Encourage Anthropic models to output json object using { prefill

Anthropic API doesn't have ability to enforce response with valid json object, unlike all the other model types. While the model will usually adhere to json output instructions. This step is meant to more strongly encourage it to just output json object when response_type of json_object is requested.
2024-11-23 15:38:55 +01:00 · 2024-10-29 11:22:29 -07:00 · 2024-10-29 11:22:29 -07:00 · 83ca820abe
commit 83ca820abe
parent dc8e89b5de
4 changed files with 22 additions and 11 deletions
--- a/src/khoj/processor/conversation/anthropic/anthropic_chat.py
+++ b/src/khoj/processor/conversation/anthropic/anthropic_chat.py
@ -16,6 +16,7 @@ from khoj.processor.conversation.anthropic.utils import (
 from khoj.processor.conversation.utils import (
    construct_structured_message,
    generate_chatml_messages_with_context,
+    remove_json_codeblock,
 )
 from khoj.utils.helpers import ConversationCommand, is_none_or_empty
 from khoj.utils.rawconfig import LocationData
@ -91,15 +92,13 @@ def extract_questions_anthropic(
        model_name=model,
        temperature=temperature,
        api_key=api_key,
+        response_type="json_object",
        tracer=tracer,
    )

    # Extract, Clean Message from Claude's Response
    try:
-        response = response.strip()
-        match = re.search(r"\{.*?\}", response)
-        if match:
-            response = match.group()
+        response = remove_json_codeblock(response)
        response = json.loads(response)
        response = [q.strip() for q in response["queries"] if q.strip()]
        if not isinstance(response, list) or not response:
@ -113,7 +112,7 @@ def extract_questions_anthropic(
    return questions


-def anthropic_send_message_to_model(messages, api_key, model, tracer={}):
+def anthropic_send_message_to_model(messages, api_key, model, response_type="text", tracer={}):
    """
    Send message to model
    """
@ -125,6 +124,7 @@ def anthropic_send_message_to_model(messages, api_key, model, tracer={}):
        system_prompt=system_prompt,
        model_name=model,
        api_key=api_key,
+        response_type=response_type,
        tracer=tracer,
    )

--- a/src/khoj/processor/conversation/anthropic/utils.py
+++ b/src/khoj/processor/conversation/anthropic/utils.py
@ -35,7 +35,15 @@ DEFAULT_MAX_TOKENS_ANTHROPIC = 3000
    reraise=True,
 )
 def anthropic_completion_with_backoff(
-    messages, system_prompt, model_name, temperature=0, api_key=None, model_kwargs=None, max_tokens=None, tracer={}
+    messages,
+    system_prompt,
+    model_name,
+    temperature=0,
+    api_key=None,
+    model_kwargs=None,
+    max_tokens=None,
+    response_type="text",
+    tracer={},
 ) -> str:
    if api_key not in anthropic_clients:
        client: anthropic.Anthropic = anthropic.Anthropic(api_key=api_key)
@ -44,8 +52,11 @@ def anthropic_completion_with_backoff(
        client = anthropic_clients[api_key]

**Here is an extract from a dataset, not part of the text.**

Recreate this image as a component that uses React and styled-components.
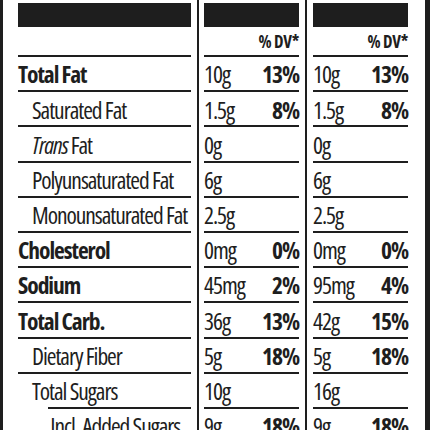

    formatted_messages = [{"role": message.role, "content": message.content} for message in messages]
+    if response_type == "json_object":
+        # Prefill model response with '{' to make it output a valid JSON object
+        formatted_messages += [{"role": "assistant", "content": "{"}]

-    aggregated_response = ""
+    aggregated_response = "{" if response_type == "json_object" else ""
    max_tokens = max_tokens or DEFAULT_MAX_TOKENS_ANTHROPIC

    model_kwargs = model_kwargs or dict()
--- a/src/khoj/processor/conversation/google/gemini_chat.py
+++ b/src/khoj/processor/conversation/google/gemini_chat.py
@ -16,6 +16,7 @@ from khoj.processor.conversation.google.utils import (
 from khoj.processor.conversation.utils import (
    construct_structured_message,
    generate_chatml_messages_with_context,
+    remove_json_codeblock,
 )
 from khoj.utils.helpers import ConversationCommand, is_none_or_empty
 from khoj.utils.rawconfig import LocationData
@ -92,10 +93,7 @@ def extract_questions_gemini(

    # Extract, Clean Message from Gemini's Response
    try:
-        response = response.strip()
-        match = re.search(r"\{.*?\}", response)
-        if match:
-            response = match.group()
+        response = remove_json_codeblock(response)
        response = json.loads(response)
        response = [q.strip() for q in response["queries"] if q.strip()]
        if not isinstance(response, list) or not response:
--- a/src/khoj/routers/helpers.py
+++ b/src/khoj/routers/helpers.py
@ -978,6 +978,7 @@ async def send_message_to_model_wrapper(
            messages=truncated_messages,
            api_key=api_key,
            model=chat_model,
+            response_type=response_type,
            tracer=tracer,
        )
    elif model_type == ChatModelOptions.ModelType.GOOGLE:
@ -1078,6 +1079,7 @@ def send_message_to_model_wrapper_sync(
            messages=truncated_messages,
            api_key=api_key,
            model=chat_model,
+            response_type=response_type,
            tracer=tracer,
        )